Organized by the High Museum, “The Portrait Unbound: Photographs by Robert Weingarten” will be
on view from January 23 to May 30, 2010.
“Weingarten’s new project represents a bold foray into the world of digital photography, which will be
a first for the High and for our visitors. The photographs are crafted with consummate skill using the
very latest in digital technology.,” says Julian Cox, curator of photography at the High. “They have the
scale and presence of paintings, but are made employing advanced digital techniques and a finely honed
aesthetic. Ultimately, Weingarten’s photographs propose a radical new way of thinking about the
portrait as a form of representation.”
The digital portraits in the exhibition include eminent Americans from the worlds of art, science, sports,
politics and culture—among them Hank Aaron, Buzz Aldrin, Mikhail Baryshnikov, Chuck Close,
Sandra Day O’Connor, Frank Gehry, Jane Goodall, Billy Graham, Dennis Hopper, Quincy Jones, Carl
Lewis and Colin Powell. A short film detailing Weingarten’s artistic background and inventive methods
will accompany the exhibition.
Robert Weingarten
Born in New York City in 1941, Robert Weingarten graduated from Baruch College in 1962 with a
degree in finance. For the next thirty years he pursued a career in finance and served as CEO of several
financial institutions. His first and abiding passion was photography, which he pursued over all those
years as time would permit. At the age of 54 he decided to become fully committed to his photographic
art. His photographs have been exhibited in more than 50 exhibitions worldwide, and are represented in
numerous collections including the George Eastman House, the J. Paul Getty Museum, the Los Angeles
County Museum of Art, the Metropolitan Museum of Art, the Museum of Fine Arts, Houston, the
Whitney Museum of American Art and the High Museum of Art. Weingarten has also received
numerous awards in photography, including the 1997 Licentiateship of the Royal Photographic Society
(LRPS); the Associate of the Royal Photographic Society; the Fellow of the Royal Photographic
Society (FRPS) and the Silver Medal for the Royal Photographic Society’s 143rd International Print
Competition, Bath, England.

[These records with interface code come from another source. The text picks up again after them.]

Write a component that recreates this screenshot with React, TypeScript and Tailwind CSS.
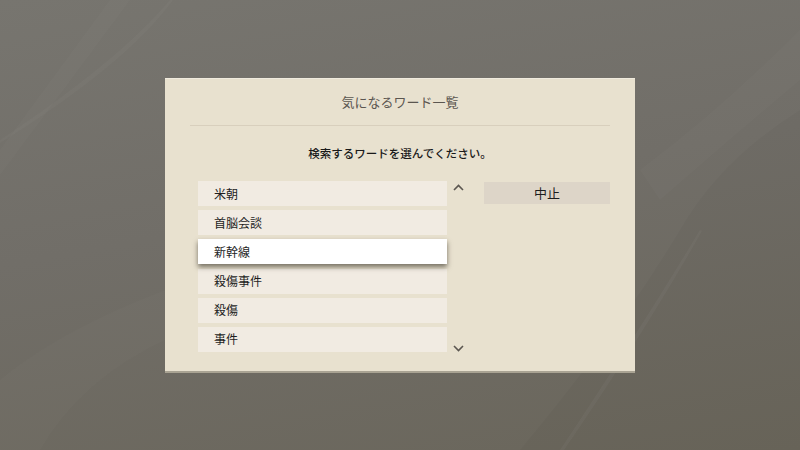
import React from "react";

const items = ["米朝", "首脳会談", "新幹線", "殺傷事件", "殺傷", "事件"];

export default function App() {
  return (
    <div
      className="relative w-[800px] h-[450px] overflow-hidden bg-[linear-gradient(170deg,#77756f_0%,#716e68_45%,#6a665b_100%)]"
      style={{ fontFamily: '"Noto Sans CJK JP", "Noto Sans", sans-serif' }}
    >
      <svg className="absolute inset-0" width="800" height="450" viewBox="0 0 800 450">
        <path d="M0 150 L110 0 L130 0 L0 175 Z" fill="#ffffff" opacity="0.015" />
        <path d="M0 140 Q120 60 170 0 L173 0 Q125 65 0 143 Z" fill="#ffffff" opacity="0.025" />
        <path d="M640 170 Q720 110 800 30 L800 80 Q740 130 660 200 Z" fill="#ffffff" opacity="0.02" />
        <path d="M520 450 Q620 330 680 230 Q720 160 800 110 L800 450 Z" fill="#000000" opacity="0.025" />
        <path d="M560 450 Q640 330 700 230 L702 231 Q643 335 564 450 Z" fill="#ffffff" opacity="0.03" />
        <path d="M0 450 L0 380 Q60 330 165 290 L165 340 Q80 380 40 450 Z" fill="#ffffff" opacity="0.015" />
      </svg>
      <div className="relative pt-[78px] pl-[165px]">
        <div className="w-[470px] h-[295px] bg-[#e8e1cf] flex flex-col border-t border-t-[#f0ebde] border-b-2 border-b-[#a9a393]">
          <div className="h-[46px] flex items-center justify-center text-[13px] text-[#5b5650]">
            気になるワード一覧
          </div>
          <div className="h-px bg-[#d8cfbd] mx-[25px]" />
          <div className="h-[55px] flex items-center justify-center text-[11.5px] font-medium text-[#1a1a1a]">
            検索するワードを選んでください。
          </div>
          <div className="flex pl-[33px]">
            <div className="w-[249px] flex flex-col gap-[4.2px]">
              {items.map((t, i) =>
                i === 2 ? (
                  <div
                    key={t}
                    className="h-[25px] bg-white flex items-center pl-[16px] text-[12px] text-[#1e1e1e] shadow-[0_3px_5px_rgba(40,35,25,0.6)] relative z-10"
                  >
                    {t}
                  </div>
                ) : (
                  <div
                    key={t}
                    className="h-[25px] bg-[#f1ebe2] flex items-center pl-[16px] text-[12px] text-[#1e1e1e]"
                  >
                    {t}
                  </div>
                )
              )}
            </div>
            <div className="w-[37px] flex flex-col items-center justify-between pt-[3px] pb-[0px]">
              <svg width="11" height="7" viewBox="0 0 11 7" className="ml-[-15px]">
                <path d="M1 6 L5.5 1.5 L10 6" fill="none" stroke="#5b5650" strokeWidth="1.6" />
              </svg>
              <svg width="11" height="7" viewBox="0 0 11 7" className="ml-[-15px]">
                <path d="M1 1 L5.5 5.5 L10 1" fill="none" stroke="#5b5650" strokeWidth="1.6" />
              </svg>
            </div>
            <div className="pt-[1px]">
              <div className="w-[126px] h-[22px] bg-[#ddd5c8] flex items-center justify-center text-[13px] text-[#1e1e1e]">
                中止
              </div>
            </div>
          </div>
        </div>
      </div>
    </div>
  );
}
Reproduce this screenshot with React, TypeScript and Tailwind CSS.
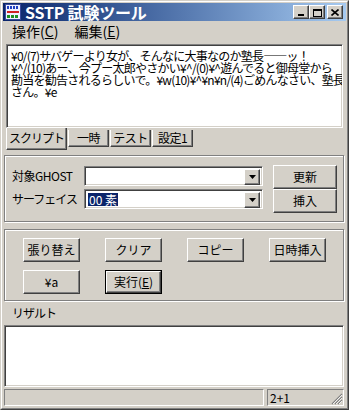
import React from 'react';

const jp = { fontFamily: '"Noto Sans CJK JP", "Noto Sans", sans-serif' };

const raised =
  'bg-[#d4d0c8] border border-t-white border-l-white border-r-[#404040] border-b-[#404040] shadow-[inset_-1px_-1px_0_#808080]';
const sunken =
  'bg-white border border-t-[#808080] border-l-[#808080] border-r-white border-b-white shadow-[inset_1px_1px_0_#404040,inset_-1px_-1px_0_#d4d0c8]';
const etched = 'border border-[#808080] shadow-[inset_1px_1px_0_#fff,1px_1px_0_#fff]';

function CapButton({ children }: { children: React.ReactNode }) {
  return <div className={`w-[16px] h-[14px] flex items-center justify-center ${raised}`}>{children}</div>;
}

function AppIcon() {
  return (
    <svg width="16" height="16" viewBox="0 0 16 16">
      <rect x="0.5" y="0.5" width="15" height="15" fill="#eef0ff" stroke="#3a4a9a" />
      <rect x="2" y="2" width="2" height="3" fill="#2040c0" />
      <rect x="5" y="2" width="2" height="3" fill="#2040c0" />
      <rect x="8" y="2" width="2" height="3" fill="#2040c0" />
      <rect x="11" y="2" width="2" height="3" fill="#2040c0" />
      <rect x="2" y="7" width="12" height="2" fill="#d02020" />
      <rect x="2" y="11" width="3" height="3" fill="#209020" />
      <rect x="6" y="11" width="3" height="3" fill="#209020" />
      <rect x="10" y="11" width="3" height="3" fill="#209020" />
    </svg>
  );
}

function Combo({ value }: { value?: string }) {
  return (
    <div className={`w-[179px] h-[20px] flex p-[2px] ${sunken}`}>
      <div className="flex-1 flex items-center pl-[1px]">
        {value && (
          <span className="bg-[#0a246a] text-white text-[12px] leading-[13px] px-[1px]" style={jp}>
            {value}
          </span>
        )}
      </div>
      <div className={`w-[16px] h-[16px] flex items-center justify-center ${raised}`}>
        <svg width="7" height="4" viewBox="0 0 7 4">
          <polygon points="0,0 7,0 3.5,4" fill="#000" />
        </svg>
      </div>
    </div>
  );
}

function Btn({ label, w = 'w-[57px]', def = false }: { label: React.ReactNode; w?: string; def?: boolean }) {
  const inner = (
    <div className={`h-full w-full flex items-center justify-center text-[12px] text-black ${raised}`} style={jp}>
      {label}
    </div>
  );
  if (def) return <div className={`${w} h-[24px] border border-black`}>{inner}</div>;
  return <div className={`${w} h-[24px]`}>{inner}</div>;
}

export default function App() {
  const lines = [
    '¥0/(7)サバゲーより女が、そんなに大事なのか塾長――ッ！',
    '¥^/(10)あー、今プー太郎やさかい¥^/(0)¥^遊んでると御母堂から',
    '勘当を勧告されるらしいで。¥w(10)¥^¥n¥n/(4)ごめんなさい、塾長',
    'さん。¥e',
  ];
  const tabs = ['一時', 'テスト', '設定1'];

  return (
    <div className="w-[349px] h-[410px] bg-[#d4d0c8] border border-t-[#d4d0c8] border-l-[#d4d0c8] border-r-[#404040] border-b-[#404040]">
      <div className="h-full w-full border border-t-white border-l-white border-r-[#808080] border-b-[#808080] p-[1px] flex flex-col">
        {/* title bar */}
        <div className="h-[18px] flex items-center bg-linear-to-r from-[#0a246a] to-[#a6caf0] pl-[2px] pr-[3px]">
          <AppIcon />
          <span className="ml-[4px] text-white font-bold text-[16px] leading-[18px] tracking-[-0.2px]" style={jp}>
            SSTP 試験ツール
          </span>
          <div className="ml-auto flex items-center">
            <CapButton>
              <svg width="8" height="9" viewBox="0 0 8 9">
                <rect x="1" y="6" width="6" height="2" fill="#000" />
              </svg>
            </CapButton>
            <CapButton>
              <svg width="9" height="9" viewBox="0 0 9 9">
                <rect x="0.5" y="1.5" width="8" height="7" fill="none" stroke="#000" />
                <rect x="0" y="1" width="9" height="2" fill="#000" />
              </svg>
            </CapButton>
            <div className="ml-[2px]">
              <CapButton>
                <svg width="8" height="7" viewBox="0 0 8 7">
                  <path d="M0.5 0.5L7.5 6.5M7.5 0.5L0.5 6.5" stroke="#000" strokeWidth="1.6" />
                </svg>
              </CapButton>
            </div>
          </div>
        </div>

        {/* menu */}
        <div className="h-[20px] flex items-center text-[14px] text-black" style={jp}>
          <span className="ml-[9px]">
            操作(<span className="underline">C</span>)
          </span>
          <span className="ml-[16px]">
            編集(<span className="underline">E</span>)
          </span>
        </div>

        {/* script area */}
        <div className={`mt-[3px] ml-[3px] w-[337px] h-[84px] pt-[5px] pl-[4px] overflow-hidden ${sunken}`}>
          {lines.map((l, i) => (
            <div
              key={i}
              className="whitespace-nowrap text-[12px] leading-[12px] tracking-[-0.75px] text-black"
              style={jp}
            >
              {l}
            </div>
          ))}
        </div>

        {/* tabs */}
        <div className="flex items-start ml-[3px] h-[22px] text-[12px] text-black" style={jp}>
          <div className="w-[61px] h-[22px] flex items-center justify-center pb-[2px] border-l border-l-white border-r border-r-[#404040] border-b border-b-[#404040] shadow-[inset_-1px_-1px_0_#808080] tracking-[-1px]">
            スクリプト
          </div>
          {tabs.map(t => (
            <div
              key={t}
              className="mt-[2px] ml-[1px] w-[41px] h-[17px] flex items-center justify-center border-l border-l-white border-r border-r-[#404040] border-b border-b-[#404040] shadow-[inset_-1px_-1px_0_#808080] tracking-[-0.5px]"
            >
              {t}
            </div>
          ))}
        </div>

        {/* ghost / surface panel */}
        <div className={`mt-[5px] ml-[1px] w-[340px] h-[67px] flex pt-[9px] pl-[7px] ${etched}`}>
          <div className="flex flex-col gap-[3px] pt-[1px]">
            <div className="flex items-center">
              <span className="w-[72px] text-[12px] text-black tracking-[-0.5px]" style={jp}>
                対象GHOST
              </span>
              <Combo />
            </div>
            <div className="flex items-center">
              <span className="w-[72px] text-[12px] text-black tracking-[-1px]" style={jp}>
                サーフェイス
              </span>
              <Combo value="00 素" />
            </div>
          </div>
          <div className="ml-[10px] flex flex-col">
            <Btn label="更新" w="w-[64px]" />
            <Btn label="挿入" w="w-[64px]" />
          </div>
        </div>

        {/* actions panel */}
        <div className={`mt-[7px] ml-[1px] w-[340px] h-[72px] pt-[8px] pl-[18px] ${etched}`}>
          <div className="grid grid-cols-[57px_57px_57px_57px] gap-x-[25px] gap-y-[8px]">
            <Btn label="張り替え" />
            <Btn label="クリア" />
            <Btn label="コピー" />
            <Btn label="日時挿入" />
            <Btn label="¥a" />
            <Btn
              def
              label={
                <span>
                  実行(<span className="underline">E</span>)
                </span>
              }
            />
          </div>
        </div>

        {/* result */}
        <div className="h-[24px] pl-[9px] pt-[3px] text-[12px] text-black tracking-[-1px]" style={jp}>
          リザルト
        </div>
        <div className={`ml-[1px] w-[340px] h-[62px] ${sunken}`} />

        {/* status bar */}
        <div className="mt-[2px] ml-[1px] w-[340px] h-[17px] flex gap-[3px]">
          <div className="w-[260px] h-full border border-t-[#808080] border-l-[#808080] border-r-white border-b-white" />
          <div className="relative flex-1 h-full border border-t-[#808080] border-l-[#808080] border-r-white border-b-white pl-[2px] flex items-center text-[12px] text-black" style={jp}>
            2+1
            <svg className="absolute right-0 bottom-0" width="12" height="12" viewBox="0 0 12 12">
              <path d="M11 1L1 11M11 4L4 11M11 7L7 11" stroke="#808080" strokeWidth="1.2" />
              <path d="M11 2L2 11M11 5L5 11M11 8L8 11" stroke="#fff" strokeWidth="0.8" />
            </svg>
          </div>
        </div>
      </div>
    </div>
  );
}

Weingarten’s photographs are the subject of several monographs and his
work has appeared in multiple publications. He currently lives in Malibu, California.
High Museum of Art
The High Museum of Art, founded in 1905 as the Atlanta Art Association, is the leading art museum in
the Southeastern United States. With more than 12,000 works of art in its permanent collection, the
High Museum of Art has an extensive anthology of nineteenth- and twentieth-century American and
decorative art; significant holdings of European paintings; a growing collection of African American
art; and burgeoning collections of modern and contemporary art, photography and African art. The
High is also dedicated to supporting and collecting works by Southern artists and is distinguished as the
only major museum in North America to have a curatorial department specifically devoted to the field
of folk and self-taught art. The High’s Media Arts department produces acclaimed annual film series
and festivals of foreign, independent and classic cinema. In November 2005 the High opened three new
buildings designed by architect Renzo Piano that more than doubled the Museum’s size, creating a
vibrant “village for the arts” at the Woodruff Arts Center in midtown Atlanta. For more information
about the High, please visit www.high.org.
The Woodruff Arts Center
The Woodruff Arts Center is ranked among the top four arts centers in the nation. The Woodruff is
unique in that it combines four visual and performing arts divisions on one campus as one not-forprofit
organization. Opened in 1968, the Woodruff Arts Center is home to the Alliance Theatre, the
Atlanta Symphony Orchestra, the High Museum of Art and Young Audiences. To learn more about
the Woodruff Arts Center, please visit www.woodruffcenter.org.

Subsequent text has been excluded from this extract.